The story for corn and soybeans in 2022 centered on low supply, high demand, high input costs and black swan events. Record fertilizer prices drove producers away from corn, even as demand for U.S. corn increased due lower availability from war-torn Ukraine. The soybean/corn price ratio declined to an almost decade low of 2.1. Between October 1, 2021, and mid-May 2022, December 2023 corn futures rallied 34% while November 2023 soybean futures rallied only 17%.
The soybean/corn price ratio has seen several peaks and valleys, beginning in June. USDA acreage reports, stocks-to-use ratios and rising interest rates have each contributed to movement in the price ratio.
Since August, U.S. corn and soybeans have been in a weather market driven by drought. While USDA’s August WASDE pegged U.S. corn yields at 175.4 bushels per acre, August crop tours across much of the Corn Belt estimated 168 bushels per acre. Since then, USDA has adjusted down its 2022/23 U.S. corn yield projection. At 172.3 bushels per acre, it is below the 30-year trend for corn. Meanwhile, U.S. soybean yields are expected to be down only slightly, from 51.9 to 50.2 bushels per acre.
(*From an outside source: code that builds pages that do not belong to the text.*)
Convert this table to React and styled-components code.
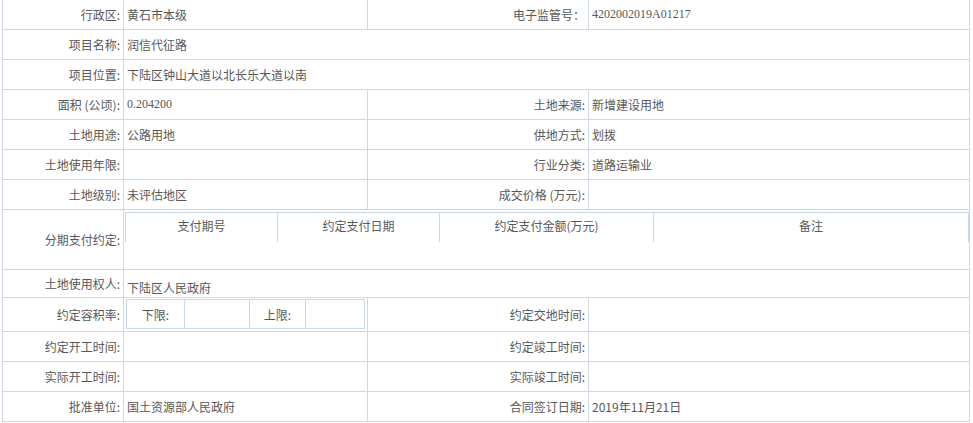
import React from "react";
import styled, { createGlobalStyle } from "styled-components";

const line = "#cfd9e6";
const innerLine = "#c6d8ea";

const GlobalStyle = createGlobalStyle`
  body {
    margin: 0;
    background: #fff;
    font-family: "Noto Sans CJK SC", "Noto Sans", sans-serif;
    font-size: 12px;
    color: #585858;
  }
`;

const Sheet = styled.div`
  margin-left: 2px;
  width: 968px;
  box-sizing: border-box;
  border-left: 1px solid ${line};
  border-right: 1px solid ${line};
`;

const Row = styled.div`
  display: grid;
  grid-template-columns: 121px 244px 221px 1fr;
  height: ${({ $h }) => $h || 30}px;
  box-sizing: border-box;
  border-bottom: 1px solid ${line};
`;

const Label = styled.div`
  display: flex;
  align-items: center;
  justify-content: flex-end;
  padding-right: 3px;
  border-right: 1px solid ${line};
  white-space: pre;
`;

const Value = styled.div`
  grid-column: span ${({ $span }) => $span || 1};
  display: flex;
  align-items: ${({ $align }) => $align || "center"};
  padding: ${({ $pad }) => $pad || "0 0 0 3px"};
  border-right: 1px solid ${line};
  white-space: nowrap;
  font-family: ${({ $serif }) =>
    $serif ? '"Liberation Serif", serif' : '"Noto Sans CJK SC", sans-serif'};

  &:last-child {
    border-right: none;
  }
`;

const PayHead = styled.div`
  display: grid;
  grid-template-columns: 152px 162px 214px 316px;
  height: 30px;
`;

const PayCell = styled.div`
  display: flex;
  justify-content: center;
  align-items: center;
  box-sizing: border-box;
  padding-bottom: 4px;
  border-top: 1px solid ${innerLine};
  border-left: 1px solid ${innerLine};

  &:last-child {
    border-right: 1px solid ${innerLine};
  }
`;

const Ratio = styled.div`
  display: grid;
  grid-template-columns: 58px 65px 56px 60px;
  height: 30px;
`;

const RatioCell = styled.div`
  display: flex;
  justify-content: center;
  align-items: center;
  box-sizing: border-box;
  border-top: 1px solid ${innerLine};
  border-bottom: 1px solid ${innerLine};
  border-left: 1px solid ${innerLine};

  &:last-child {
    border-right: 1px solid ${innerLine};
  }
`;

const payColumns = ["支付期号", "约定支付日期", "约定支付金额(万元)", "备注"];

const App = () => (
  <>
    <GlobalStyle />
    <Sheet>
      <Row>
        <Label>行政区:</Label>
        <Value>黄石市本级</Value>
        <Label>电子监管号：</Label>
        <Value $serif>4202002019A01217</Value>
      </Row>
      <Row>
        <Label>项目名称:</Label>
        <Value $span={3}>润信代征路</Value>
      </Row>
      <Row>
        <Label>项目位置:</Label>
        <Value $span={3}>下陆区钟山大道以北长乐大道以南</Value>
      </Row>
      <Row>
        <Label>面积 (公顷):</Label>
        <Value $serif>0.204200</Value>
        <Label>土地来源:</Label>
        <Value>新增建设用地</Value>
      </Row>
      <Row>
        <Label>土地用途:</Label>
        <Value>公路用地</Value>
        <Label>供地方式:</Label>
        <Value>划拨</Value>
      </Row>
      <Row>
        <Label>土地使用年限:</Label>
        <Value />
        <Label>行业分类:</Label>
        <Value>道路运输业</Value>
      </Row>
      <Row>
        <Label>土地级别:</Label>
        <Value>未评估地区</Value>
        <Label>成交价格 (万元):</Label>
        <Value />
      </Row>
      <Row $h={60}>
        <Label>分期支付约定:</Label>
        <Value $span={3} $align="flex-start" $pad="2px 0 0 1px">
          <PayHead>
            {payColumns.map(c => (
              <PayCell key={c}>{c}</PayCell>
            ))}
          </PayHead>
        </Value>
      </Row>
      <Row $h={28}>
        <Label>土地使用权人:</Label>
        <Value $span={3} $align="flex-end" $pad="0 0 1px 3px">下陆区人民政府</Value>
      </Row>
      <Row $h={34}>
        <Label>约定容积率:</Label>
        <Value $align="flex-start" $pad="1px 0 0 2px">
          <Ratio>
            <RatioCell>下限:</RatioCell>
            <RatioCell />
            <RatioCell>上限:</RatioCell>
            <RatioCell />
          </Ratio>
        </Value>
        <Label>约定交地时间:</Label>
        <Value />
      </Row>
      <Row>
        <Label>约定开工时间:</Label>
        <Value />
        <Label>约定竣工时间:</Label>
        <Value />
      </Row>
      <Row>
        <Label>实际开工时间:</Label>
        <Value />
        <Label>实际竣工时间:</Label>
        <Value />
      </Row>
      <Row>
        <Label>批准单位:</Label>
        <Value>国土资源部人民政府</Value>
        <Label>合同签订日期:</Label>
        <Value>2019年11月21日</Value>
      </Row>
    </Sheet>
  </>
);

export default App;
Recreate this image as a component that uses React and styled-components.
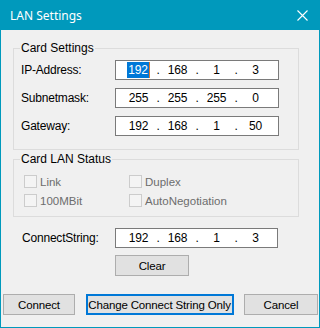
import React from "react";
import styled, { createGlobalStyle } from "styled-components";

const GlobalStyle = createGlobalStyle`
  html, body {
    margin: 0;
    padding: 0;
    background: #f0f0f0;
  }
  * {
    box-sizing: border-box;
  }
`;

const Window = styled.div`
  width: 320px;
  height: 328px;
  display: flex;
  flex-direction: column;
  background: #f0f0f0;
  border: 1px solid #0099bc;
  border-top: none;
  font-family: "Liberation Sans", Arial, sans-serif;
  font-size: 11px;
  color: #000;
`;

const TitleBar = styled.div`
  height: 30px;
  flex: none;
  margin: 0 -1px;
  padding: 0 10px;
  background: #0099bc;
  color: #fff;
  display: flex;
  align-items: center;
  justify-content: space-between;
  font-family: "Noto Sans", sans-serif;
  font-size: 12px;
`;

const CloseButton = styled.div`
  width: 14px;
  height: 14px;
  display: flex;
  align-items: center;
  justify-content: center;
  margin-right: 1px;
`;

const Body = styled.div`
  flex: none;
  padding: 0 20px 0 12px;
  display: flex;
  flex-direction: column;
`;

const Group = styled.fieldset`
  margin: ${(p) => p.$top}px 0 0 0;
  padding: ${(p) => p.$pad};
  border: 1px solid #dcdcdc;
  min-width: 0;
`;

const Legend = styled.legend`
  padding: 0 1px;
  margin-left: -1px;
  line-height: 15px;
  font-size: 12px;
`;

const Rows = styled.div`
  display: flex;
  flex-direction: column;
  gap: 8px;
`;

const Row = styled.div`
  display: flex;
  align-items: center;
  height: 20px;
`;

const Label = styled.div`
  width: ${(p) => p.$width}px;
  padding-left: ${(p) => p.$indent || 0}px;
  flex: none;
  font-size: 12px;
  letter-spacing: -0.2px;
`;

const IpBox = styled.div`
  width: ${(p) => p.$width}px;
  height: 20px;
  background: #fff;
  border: 1px solid #7a7a7a;
  display: flex;
  align-items: center;
  padding-left: 6px;
  font-size: 12px;
  letter-spacing: -0.2px;
`;

const Segment = styled.span`
  width: 33px;
  text-align: center;
`;

const Dot = styled.span`
  width: 6px;
  text-align: center;
`;

const Selected = styled.span`
  background: #0078d7;
  color: #fff;
  padding: 1px;
  border-right: 1px solid #e07a30;
`;

const CheckGrid = styled.div`
  display: grid;
  grid-template-columns: 105px 1fr;
  padding-left: 3px;
`;

const CheckItem = styled.label`
  display: flex;
  align-items: center;
  gap: 3px;
  height: 19px;
  color: #6d6d6d;
  font-size: 11.5px;
`;

const Box = styled.span`
  width: 13px;
  height: 13px;
  border: 1px solid #cccccc;
  background: #f4f4f4;
  flex: none;
`;

const ConnectRow = styled(Row)`
  margin-top: 11px;
`;

const ClearRow = styled.div`
  margin-top: 7px;
  padding-left: 102px;
`;

const Button = styled.button`
  width: ${(p) => p.$width}px;
  height: 21px;
  padding: 0;
  white-space: nowrap;
  font-family: "Liberation Sans", Arial, sans-serif;
  font-size: 11.5px;
  letter-spacing: -0.15px;
  color: #000;
  background: #e1e1e1;
  border: ${(p) => (p.$focused ? "2px solid #0078d7" : "1px solid #adadad")};
`;

const Footer = styled.div`
  margin-top: 18px;
  padding: 0 1px 0 2px;
  display: flex;
  justify-content: space-between;
`;

const IpField = ({ parts, width, selectFirst }) => (
  <IpBox $width={width}>
    {parts.map((p, i) => (
      <React.Fragment key={i}>
        {i > 0 && <Dot>.</Dot>}
        <Segment>{i === 0 && selectFirst ? <Selected>{p}</Selected> : p}</Segment>
      </React.Fragment>
    ))}
  </IpBox>
);

export default function App() {
  return (
    <>
      <GlobalStyle />
      <Window>
        <TitleBar>
          <span>LAN Settings</span>
          <CloseButton>
            <svg width="11" height="11" viewBox="0 0 11 11">
              <path d="M0.5 0.5 L10.5 10.5 M10.5 0.5 L0.5 10.5" stroke="#fff" strokeWidth="1.1" />
            </svg>
          </CloseButton>
        </TitleBar>
        <Body>
          <Group $top={11} $pad="4px 7px 13px 7px">
            <Legend>Card Settings</Legend>
            <Rows>
              <Row>
                <Label $width={94}>IP-Address:</Label>
                <IpField parts={["192", "168", "1", "3"]} width={164} selectFirst />
              </Row>
              <Row>
                <Label $width={94}>Subnetmask:</Label>
                <IpField parts={["255", "255", "255", "0"]} width={164} />
              </Row>
              <Row>
                <Label $width={94}>Gateway:</Label>
                <IpField parts={["192", "168", "1", "50"]} width={164} />
              </Row>
            </Rows>
          </Group>
          <Group $top={2} $pad="5px 7px 6px 7px">
            <Legend>Card LAN Status</Legend>
            <CheckGrid>
              <CheckItem><Box />Link</CheckItem>
              <CheckItem><Box />Duplex</CheckItem>
              <CheckItem><Box />100MBit</CheckItem>
              <CheckItem><Box />AutoNegotiation</CheckItem>
            </CheckGrid>
          </Group>
          <ConnectRow>
            <Label $width={102} $indent={9}>ConnectString:</Label>
            <IpField parts={["192", "168", "1", "3"]} width={163} />
          </ConnectRow>
          <ClearRow>
            <Button $width={74}>Clear</Button>
          </ClearRow>
        </Body>
        <Footer>
          <Button $width={72}>Connect</Button>
          <Button $width={148} $focused>Change Connect String Only</Button>
          <Button $width={74}>Cancel</Button>
        </Footer>
      </Window>
    </>
  );
}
Yield concerns for U.S. corn have pushed down the soybean/corn price ratio to 2.15 from 2.3. December 2023 corn futures rallied 10%, while November 2023 futures increased 3%.
Moving forward, markets expect tight stocks relative to use, domestically and globally, due to drought in the U.S. and South America and the Russia-Ukraine war. Simply put, the world needs both corn and soybeans acres.
U.S. corn ending stocks are at their second lowest since marketing year 2012/13, as is the domestic stocks-to-use ratio of 8.9%. The global corn stocks-to-use ratio is 25.5%, 1.4 percentage points below the 10-year average. Soybeans are in a similar situation, with ending stocks at their lowest level since marketing year 2015/16.
The completion of the U.S. harvest means focus turns to South America. Markets also continue to be impacted by the war between Russia and Ukraine. With these factors ongoing, expect corn and soybeans to fight for acres in 2023.